In the US there now are signs that Democrats and Republicans are moving closer to a deal that will avoid the fiscal cliff. A growing number of Republicans have indicated that they are willing to accept a deal that will allow the Bush tax cuts for the most affluent to expire in 2013, see New York Times. This is the most important demand by the Democrats in order to reach an agreement. In addition, a number of Republicans have suggested that negotiations about targets for longer-term expenditure savings and revenue increases should be left out of a fiscal cliff agreement before year-end.
These negotiations should be postponed to after New Year and should be connected to negotiations about raising the debt ceiling that the US could reach in February or March. Hence, the Republicans will use the threat of possible US default rather than the fiscal cliff to force longer-term expenditure savings on the Obama administration.
The US stock market Thursday finished on a slightly positive note on encouraging signs of a possible fiscal-cliff agreement and better-than-expected non-manufacturing ISM released earlier Wednesday. The positive sentiment has waned slightly in Asian trade. Asian stocks markets Friday morning were mixed with the Nikkei higher and the Shanghai slightly lower after its surge Thursday after policy statements from the new Chinese leadership.

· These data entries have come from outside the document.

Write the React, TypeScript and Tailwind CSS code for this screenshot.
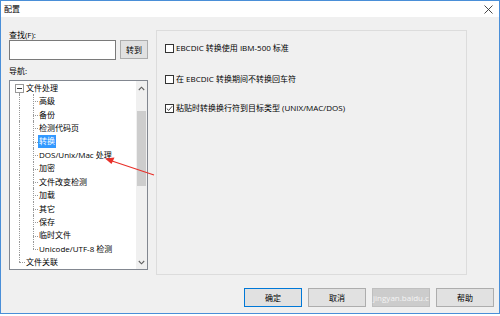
import React from "react";

const children = [
  "高级",
  "备份",
  "检测代码页",
  "转换",
  "DOS/Unix/Mac 处理",
  "加密",
  "文件改变检测",
  "加载",
  "其它",
  "保存",
  "临时文件",
  "Unicode/UTF-8 检测",
];

function Checkbox({ checked }: { checked?: boolean }) {
  return (
    <span className="w-[9px] h-[9px] border border-[#333] bg-white flex items-center justify-center shrink-0">
      {checked && (
        <svg width="7" height="7" viewBox="0 0 7 7">
          <path d="M0.8 3.6 L2.7 5.4 L6.2 1.2" fill="none" stroke="#333" strokeWidth="0.9" />
        </svg>
      )}
    </span>
  );
}

function Btn({ label, focus, dim }: { label: string; focus?: boolean; dim?: boolean }) {
  return (
    <div
      className={`w-[58px] h-[19px] flex items-center justify-center border ${
        focus
          ? "border-[#0078d7] bg-[#e1e1e1]"
          : dim
          ? "border-[#bfbfbf] bg-[#cccccc] text-[#f4f4f4]"
          : "border-[#adadad] bg-[#e1e1e1]"
      }`}
    >
      {label}
    </div>
  );
}

export default function App() {
  return (
    <div className="w-[500px] h-[316px] bg-white relative overflow-hidden font-['Open_Sans','Noto_Sans_CJK_SC',sans-serif] text-[8px] leading-none text-black">
      <div className="h-[314px] border border-[#4a8fd8] flex flex-col">
        {/* Title bar */}
        <div className="h-[16px] bg-white flex items-center justify-between pl-[3px] pr-[6px]">
          <span>配置</span>
          <svg width="9" height="9" viewBox="0 0 9 9">
            <path d="M0.5 0.5 L8.5 8.5 M8.5 0.5 L0.5 8.5" stroke="#333" strokeWidth="0.9" />
          </svg>
        </div>

        {/* Body */}
        <div className="flex-1 bg-[#f0f0f0] flex flex-col">
          <div className="flex pt-[13px] pl-[8px]">
            {/* Left column */}
            <div className="w-[139px] flex flex-col">
              <div className="h-[10px] flex items-center">查找(F):</div>
              <div className="flex gap-[4px]">
                <div className="w-[107px] h-[20px] bg-white border border-[#7a7a7a]" />
                <div className="w-[28px] h-[19px] bg-[#e1e1e1] border border-[#adadad] flex items-center justify-center">
                  转到
                </div>
              </div>
              <div className="h-[10px] mt-[6px] flex items-center">导航:</div>
              <div className="mt-[4px] h-[190px] bg-white border border-[#828790] flex">
                <div className="flex-1 flex flex-col">
                  <div className="h-[13.5px] relative flex items-center">
                    <span className="absolute left-[5px] top-[2.5px] w-[9px] h-[9px] border border-[#999] bg-white flex items-center justify-center">
                      <span className="w-[5px] h-px bg-[#333]" />
                    </span>
                    <span className="absolute left-[9px] top-[11.5px] bottom-0 border-l border-dotted border-[#999]" />
                    <span className="ml-[16px]">文件处理</span>
                  </div>
                  {children.map((c, i) => {
                    const last = i === children.length - 1;
                    const sel = c === "转换";
                    return (
                      <div key={c} className="h-[13.5px] relative flex items-center">
                        <span className="absolute left-[9px] top-0 bottom-0 border-l border-dotted border-[#999]" />
                        <span
                          className={`absolute left-[23px] top-0 border-l border-dotted border-[#999] ${
                            last ? "h-[7px]" : "bottom-0"
                          }`}
                        />
                        <span className="absolute left-[23px] w-[5px] top-[7px] border-t border-dotted border-[#999]" />
                        <span
                          className={`ml-[28px] px-[1px] py-[2.5px] ${sel ? "bg-[#3399ff] text-white" : ""}`}
                        >
                          {c}
                        </span>
                      </div>
                    );
                  })}
                  <div className="h-[13.5px] relative flex items-center">
                    <span className="absolute left-[9px] top-0 h-[7px] border-l border-dotted border-[#999]" />
                    <span className="absolute left-[9px] w-[6px] top-[7px] border-t border-dotted border-[#999]" />
                    <span className="ml-[16px]">文件关联</span>
                  </div>
                </div>
                {/* Scrollbar */}
                <div className="w-[11px] bg-[#f0f0f0] flex flex-col items-center">
                  <div className="h-[14px] flex items-center justify-center">
                    <svg width="7" height="5" viewBox="0 0 7 5">
                      <path d="M0.8 4 L3.5 1.2 L6.2 4" fill="none" stroke="#606060" strokeWidth="1.1" />
                    </svg>
                  </div>
                  <div className="mt-[16px] w-[9px] h-[75px] bg-[#cdcdcd]" />
                  <div className="flex-1" />
                  <div className="h-[14px] flex items-center justify-center">
                    <svg width="7" height="5" viewBox="0 0 7 5">
                      <path d="M0.8 1 L3.5 3.8 L6.2 1" fill="none" stroke="#606060" strokeWidth="1.1" />
                    </svg>
                  </div>
                </div>
              </div>
            </div>

            {/* Right panel */}
            <div className="ml-[8px] w-[311px] h-[245px] border border-[#dcdcdc] flex flex-col pl-[8px]">
              <div className="mt-[12px] h-[10px] flex items-center gap-[2px]">
                <Checkbox />
                <span>EBCDIC 转换使用 IBM-500 标准</span>
              </div>
              <div className="mt-[21px] h-[10px] flex items-center gap-[2px]">
                <Checkbox />
                <span>在 EBCDIC 转换期间不转换回车符</span>
              </div>
              <div className="mt-[19px] h-[10px] flex items-center gap-[2px]">
                <Checkbox checked />
                <span>粘贴时转换换行符到目标类型 (UNIX/MAC/DOS)</span>
              </div>
            </div>
          </div>

          {/* Buttons */}
          <div className="flex justify-end gap-[6px] pr-[5px] mt-[13px]">
            <Btn label="确定" focus />
            <Btn label="取消" />
            <Btn label="jingyan.baidu.c" dim />
            <Btn label="帮助" />
          </div>
        </div>
      </div>

      {/* Red annotation arrow */}
      <svg className="absolute left-0 top-0 pointer-events-none" width="500" height="316">
        <line x1="154" y1="175" x2="112" y2="161" stroke="#e8302a" strokeWidth="1.3" />
        <path d="M105 158.5 L114.5 157.5 L111.5 164 Z" fill="#e8302a" />
      </svg>
    </div>
  );
}
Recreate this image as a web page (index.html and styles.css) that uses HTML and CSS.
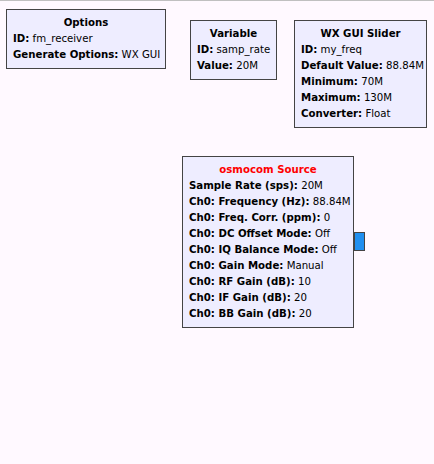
FILE: index.html
```
<!DOCTYPE html>
<html>
<head>
<meta charset="utf-8">
<link rel="stylesheet" href="styles.css">
</head>
<body>
<div class="canvas">
  <div class="block options">
    <div class="title">Options</div>
    <div class="param"><b>ID:</b> fm_receiver</div>
    <div class="param"><b>Generate Options:</b> WX GUI</div>
  </div>
  <div class="block variable">
    <div class="title">Variable</div>
    <div class="param"><b>ID:</b> samp_rate</div>
    <div class="param"><b>Value:</b> 20M</div>
  </div>
  <div class="block slider">
    <div class="title">WX GUI Slider</div>
    <div class="param"><b>ID:</b> my_freq</div>
    <div class="param"><b>Default Value:</b> 88.84M</div>
    <div class="param"><b>Minimum:</b> 70M</div>
    <div class="param"><b>Maximum:</b> 130M</div>
    <div class="param"><b>Converter:</b> Float</div>
  </div>
  <div class="block osmo">
    <div class="title error">osmocom Source</div>
    <div class="param"><b>Sample Rate (sps):</b> 20M</div>
    <div class="param"><b>Ch0: Frequency (Hz):</b> 88.84M</div>
    <div class="param"><b>Ch0: Freq. Corr. (ppm):</b> 0</div>
    <div class="param"><b>Ch0: DC Offset Mode:</b> Off</div>
    <div class="param"><b>Ch0: IQ Balance Mode:</b> Off</div>
    <div class="param"><b>Ch0: Gain Mode:</b> Manual</div>
    <div class="param"><b>Ch0: RF Gain (dB):</b> 10</div>
    <div class="param"><b>Ch0: IF Gain (dB):</b> 20</div>
    <div class="param"><b>Ch0: BB Gain (dB):</b> 20</div>
    <div class="port"></div>
  </div>
</div>
</body>
</html>
```
FILE: styles.css
```
html, body {
  margin: 0;
  padding: 0;
  background: #fff9ff;
}
.canvas {
  position: relative;
  width: 434px;
  height: 464px;
  border-top: 1px solid #c0c0c0;
  box-sizing: border-box;
  font-family: "DejaVu Sans", sans-serif;
  font-size: 10.2px;
  color: #000;
}
.block {
  position: absolute;
  box-sizing: border-box;
  background: #eeedff;
  border: 1px solid #444444;
  padding: 5px 6px 5px 6px;
  line-height: 16px;
}
.title {
  font-weight: bold;
  text-align: center;
}
.title.error {
  color: #ff0000;
}
.param {
  white-space: nowrap;
}
.param b {
  font-weight: bold;
}
.options { left: 6px; top: 8px; width: 160px; }
.variable { left: 190px; top: 19px; width: 87px; }
.slider { left: 294px; top: 19px; width: 133px; }
.osmo { left: 182px; top: 155px; width: 172px; }
.port {
  position: absolute;
  right: -12px;
  top: 75px;
  width: 9px;
  height: 17px;
  background: #2090f0;
  border: 1px solid #444444;
}
```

In the FX market EUR/USD has moved slightly lower but there was no substantial impact when Standard & Poor’s Thursday evening cut its rating of Greece to selective default. However, Standard & Poor’s also said that it might raise its long-term rating of Greece back to "CCC" once the buyback plan for Greece’s debt is complete.
New Zealand’s central bank as expected left its leading interest rate unchanged at 2.5%, but NZD strengthened after the announcement on the back of a relatively hawkish statement. AUD also strengthened overnight after data showed a surprising large drop in unemployment.